Problem to work on = All of the material should be reproduced exactly, with pictures left out.

━━━━━━━━━━━━━━━━

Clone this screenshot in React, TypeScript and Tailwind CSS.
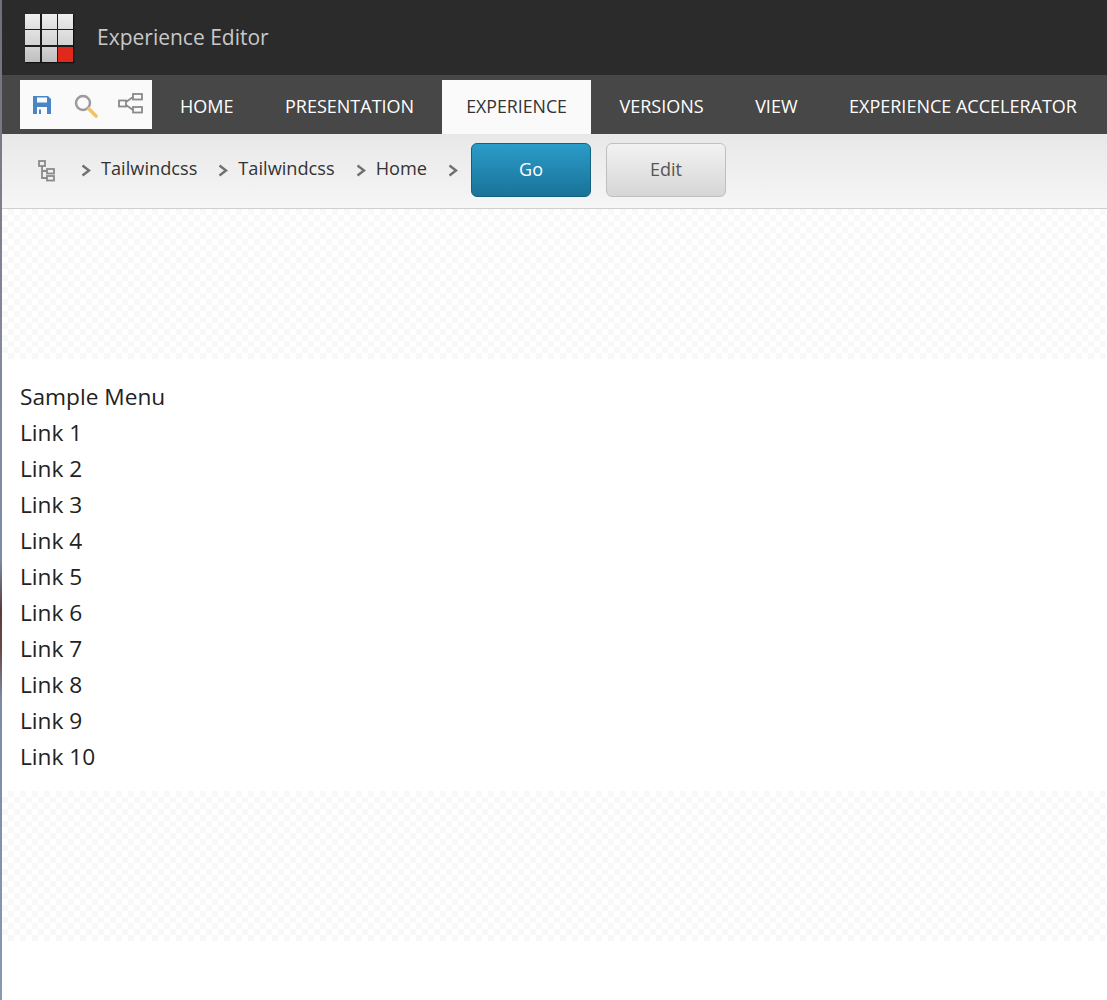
const tabs = ["HOME", "PRESENTATION", "EXPERIENCE", "VERSIONS", "VIEW", "EXPERIENCE ACCELERATOR"];
const crumbs = ["Tailwindcss", "Tailwindcss", "Home"];
const links = ["Sample Menu", "Link 1", "Link 2", "Link 3", "Link 4", "Link 5", "Link 6", "Link 7", "Link 8", "Link 9", "Link 10"];

const logoCells = [
  "from-[#f0f0f0] to-[#dedede]",
  "from-[#f0f0f0] to-[#dedede]",
  "from-[#f0f0f0] to-[#dedede]",
  "from-[#e2e2e2] to-[#d2d2d2]",
  "from-[#e2e2e2] to-[#d2d2d2]",
  "from-[#e2e2e2] to-[#d2d2d2]",
  "from-[#d2d2d2] to-[#bebebe]",
  "from-[#d2d2d2] to-[#bebebe]",
  "from-[#e0281c] to-[#e0281c]",
];

function Chevron() {
  return (
    <svg width="10" height="13" viewBox="0 0 10 13" className="mt-[2px] shrink-0">
      <path d="M1.5 1.5 L8 6.5 L1.5 11.5" fill="none" stroke="#707070" strokeWidth="2.4" />
    </svg>
  );
}

function Logo() {
  return (
    <div className="grid grid-cols-3 gap-[1.5px] bg-[#1c1c1c] shadow-[1px_1px_1px_#111]">
      {logoCells.map((cell, i) => (
        <div key={i} className={"h-[15px] w-[15px] bg-gradient-to-b " + cell} />
      ))}
    </div>
  );
}

function Placeholder() {
  return (
    <div className="h-[150px] bg-white bg-[conic-gradient(#f8f8f8_25%,#ffffff_0_50%,#f8f8f8_0_75%,#ffffff_0)] bg-[length:12px_12px]" />
  );
}

export default function App() {
  return (
    <div
      className="flex min-h-[1000px] bg-white text-[#222]"
      style={{ fontFamily: '"Open Sans", sans-serif' }}
    >
      <div className="w-[2px] shrink-0 bg-[linear-gradient(180deg,#70707a_0,#84889a_340px,#7c8ca6_560px,#5c3c38_610px,#6a4a48_650px,#7c8ca6_700px,#8a98b0_1000px)]" />
      <div className="min-w-0 flex-1">
        <header className="flex h-[75px] items-center bg-[#2b2b2b]">
          <div className="ml-[23px]">
            <Logo />
          </div>
          <span className="ml-[24px] text-[21px] text-[#c8c8c8]">Experience Editor</span>
        </header>

        <nav className="flex h-[59px] items-end bg-[#474747]">
          <div className="mb-[5px] ml-[18px] flex h-[49px] w-[132px] shrink-0 items-center bg-[#fafafa] pl-[13px]">
            <svg width="18" height="18" viewBox="0 0 18 18">
              <path d="M0 0h15l3 3v15H0z" fill="#4a86c5" />
              <rect x="4" y="1.5" width="10" height="5" fill="#fafafa" />
              <rect x="4" y="11" width="10" height="7" fill="#fafafa" />
              <rect x="6" y="13.5" width="2" height="4.5" fill="#4a86c5" />
            </svg>
            <svg width="24" height="24" viewBox="0 0 24 24" className="ml-[23px] mt-[3px]">
              <circle cx="9" cy="9" r="7" fill="none" stroke="#9a9a9a" strokeWidth="2.4" />
              <path d="M15 15l7 7" stroke="#f0c36a" strokeWidth="3.6" strokeLinecap="round" />
            </svg>
            <svg width="25" height="21" viewBox="0 0 25 21" className="ml-[20px] -mt-[2px]">
              <g fill="none" stroke="#8a8a8a" strokeWidth="1.8">
                <rect x="1" y="7.5" width="7" height="6" />
                <rect x="15" y="1" width="9" height="5.5" />
                <rect x="15" y="14" width="9" height="5.5" />
                <path d="M8 9l7-5M8 12l7 5" />
              </g>
            </svg>
          </div>
          <div className="ml-[2.25px] flex items-end">
            {tabs.map((t) => (
              <div
                key={t}
                className={
                  t === "EXPERIENCE"
                    ? "ml-[2px] mr-[2.5px] flex h-[54px] items-center bg-[#fafafa] px-[24.25px] pb-[2px] text-[17.75px] text-[#333]"
                    : "flex h-[54px] items-center whitespace-nowrap px-[25.75px] pb-[2px] text-[18px] font-medium text-white"
                }
              >
                {t}
              </div>
            ))}
          </div>
        </nav>

        <div className="flex h-[75px] items-center border-b border-[#cfcfcf] bg-gradient-to-b from-[#e8e8e8] to-[#f6f6f6] pb-[2px] pl-[36px]">
          <svg width="18" height="22" viewBox="0 0 18 22" className="mt-[2px] shrink-0">
            <g fill="none" stroke="#8a8a8a" strokeWidth="1.8">
              <rect x="1" y="1" width="6" height="5" />
              <rect x="9" y="9" width="7" height="4.5" />
              <rect x="9" y="16" width="7" height="4.5" />
              <path d="M4 6v12h5M4 11h5" />
            </g>
          </svg>
          <div className="ml-[25px] flex items-center text-[18.2px] text-[#333]">
            {crumbs.map((c, i) => (
              <div key={i} className="flex items-center">
                <Chevron />
                <span className="ml-[10px] mr-[21px] pb-[2px]">{c}</span>
              </div>
            ))}
            <Chevron />
          </div>
          <button className="ml-[13px] h-[54px] w-[120px] rounded-[6px] border border-[#14607f] bg-gradient-to-b from-[#2a9cc8] to-[#1a7399] pb-[2px] text-[18px] font-medium text-white">
            Go
          </button>
          <button className="ml-[15px] h-[54px] w-[120px] rounded-[6px] border border-[#bfbfbf] bg-gradient-to-b from-[#f2f2f2] to-[#d6d6d6] pb-[2px] text-[18px] text-[#555]">
            Edit
          </button>
        </div>

        <Placeholder />

        <div className="pb-[16px] pl-[18px] pt-[20px] text-[22.7px] leading-[36px] text-[#222]">
          {links.map((l) => (
            <div key={l}>{l}</div>
          ))}
        </div>

        <Placeholder />
      </div>
    </div>
  );
}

━━━━━━━━━━━━━━━━

Result of the exercise =
Clone this screenshot in React, TypeScript and Tailwind CSS.
const tabs = ["HOME", "PRESENTATION", "EXPERIENCE", "VERSIONS", "VIEW", "EXPERIENCE ACCELERATOR"];
const crumbs = ["Tailwindcss", "Tailwindcss", "Home"];
const links = ["Sample Menu", "Link 1", "Link 2", "Link 3", "Link 4", "Link 5", "Link 6", "Link 7", "Link 8", "Link 9", "Link 10"];

const logoCells = [
  "from-[#f0f0f0] to-[#dedede]",
  "from-[#f0f0f0] to-[#dedede]",
  "from-[#f0f0f0] to-[#dedede]",
  "from-[#e2e2e2] to-[#d2d2d2]",
  "from-[#e2e2e2] to-[#d2d2d2]",
  "from-[#e2e2e2] to-[#d2d2d2]",
  "from-[#d2d2d2] to-[#bebebe]",
  "from-[#d2d2d2] to-[#bebebe]",
  "from-[#e0281c] to-[#e0281c]",
];

function Chevron() {
  return (
    <svg width="10" height="13" viewBox="0 0 10 13" className="mt-[2px] shrink-0">
      <path d="M1.5 1.5 L8 6.5 L1.5 11.5" fill="none" stroke="#707070" strokeWidth="2.4" />
    </svg>
  );
}

function Logo() {
  return (
    <div className="grid grid-cols-3 gap-[1.5px] bg-[#1c1c1c] shadow-[1px_1px_1px_#111]">
      {logoCells.map((cell, i) => (
        <div key={i} className={"h-[15px] w-[15px] bg-gradient-to-b " + cell} />
      ))}
    </div>
  );
}

function Placeholder() {
  return (
    <div className="h-[150px] bg-white bg-[conic-gradient(#f8f8f8_25%,#ffffff_0_50%,#f8f8f8_0_75%,#ffffff_0)] bg-[length:12px_12px]" />
  );
}

export default function App() {
  return (
    <div
      className="flex min-h-[1000px] bg-white text-[#222]"
      style={{ fontFamily: '"Open Sans", sans-serif' }}
    >
      <div className="w-[2px] shrink-0 bg-[linear-gradient(180deg,#70707a_0,#84889a_340px,#7c8ca6_560px,#5c3c38_610px,#6a4a48_650px,#7c8ca6_700px,#8a98b0_1000px)]" />
      <div className="min-w-0 flex-1">
        <header className="flex h-[75px] items-center bg-[#2b2b2b]">
          <div className="ml-[23px]">
            <Logo />
          </div>
          <span className="ml-[24px] text-[21px] text-[#c8c8c8]">Experience Editor</span>
        </header>

        <nav className="flex h-[59px] items-end bg-[#474747]">
          <div className="mb-[5px] ml-[18px] flex h-[49px] w-[132px] shrink-0 items-center bg-[#fafafa] pl-[13px]">
            <svg width="18" height="18" viewBox="0 0 18 18">
              <path d="M0 0h15l3 3v15H0z" fill="#4a86c5" />
              <rect x="4" y="1.5" width="10" height="5" fill="#fafafa" />
              <rect x="4" y="11" width="10" height="7" fill="#fafafa" />
              <rect x="6" y="13.5" width="2" height="4.5" fill="#4a86c5" />
            </svg>
            <svg width="24" height="24" viewBox="0 0 24 24" className="ml-[23px] mt-[3px]">
              <circle cx="9" cy="9" r="7" fill="none" stroke="#9a9a9a" strokeWidth="2.4" />
              <path d="M15 15l7 7" stroke="#f0c36a" strokeWidth="3.6" strokeLinecap="round" />
            </svg>
            <svg width="25" height="21" viewBox="0 0 25 21" className="ml-[20px] -mt-[2px]">
              <g fill="none" stroke="#8a8a8a" strokeWidth="1.8">
                <rect x="1" y="7.5" width="7" height="6" />
                <rect x="15" y="1" width="9" height="5.5" />
                <rect x="15" y="14" width="9" height="5.5" />
                <path d="M8 9l7-5M8 12l7 5" />
              </g>
            </svg>
          </div>
          <div className="ml-[2.25px] flex items-end">
            {tabs.map((t) => (
              <div
                key={t}
                className={
                  t === "EXPERIENCE"
                    ? "ml-[2px] mr-[2.5px] flex h-[54px] items-center bg-[#fafafa] px-[24.25px] pb-[2px] text-[17.75px] text-[#333]"
                    : "flex h-[54px] items-center whitespace-nowrap px-[25.75px] pb-[2px] text-[18px] font-medium text-white"
                }
              >
                {t}
              </div>
            ))}
          </div>
        </nav>

        <div className="flex h-[75px] items-center border-b border-[#cfcfcf] bg-gradient-to-b from-[#e8e8e8] to-[#f6f6f6] pb-[2px] pl-[36px]">
          <svg width="18" height="22" viewBox="0 0 18 22" className="mt-[2px] shrink-0">
            <g fill="none" stroke="#8a8a8a" strokeWidth="1.8">
              <rect x="1" y="1" width="6" height="5" />
              <rect x="9" y="9" width="7" height="4.5" />
              <rect x="9" y="16" width="7" height="4.5" />
              <path d="M4 6v12h5M4 11h5" />
            </g>
          </svg>
          <div className="ml-[25px] flex items-center text-[18.2px] text-[#333]">
            {crumbs.map((c, i) => (
              <div key={i} className="flex items-center">
                <Chevron />
                <span className="ml-[10px] mr-[21px] pb-[2px]">{c}</span>
              </div>
            ))}
            <Chevron />
          </div>
          <button className="ml-[13px] h-[54px] w-[120px] rounded-[6px] border border-[#14607f] bg-gradient-to-b from-[#2a9cc8] to-[#1a7399] pb-[2px] text-[18px] font-medium text-white">
            Go
          </button>
          <button className="ml-[15px] h-[54px] w-[120px] rounded-[6px] border border-[#bfbfbf] bg-gradient-to-b from-[#f2f2f2] to-[#d6d6d6] pb-[2px] text-[18px] text-[#555]">
            Edit
          </button>
        </div>

        <Placeholder />

        <div className="pb-[16px] pl-[18px] pt-[20px] text-[22.7px] leading-[36px] text-[#222]">
          {links.map((l) => (
            <div key={l}>{l}</div>
          ))}
        </div>

        <Placeholder />
      </div>
    </div>
  );
}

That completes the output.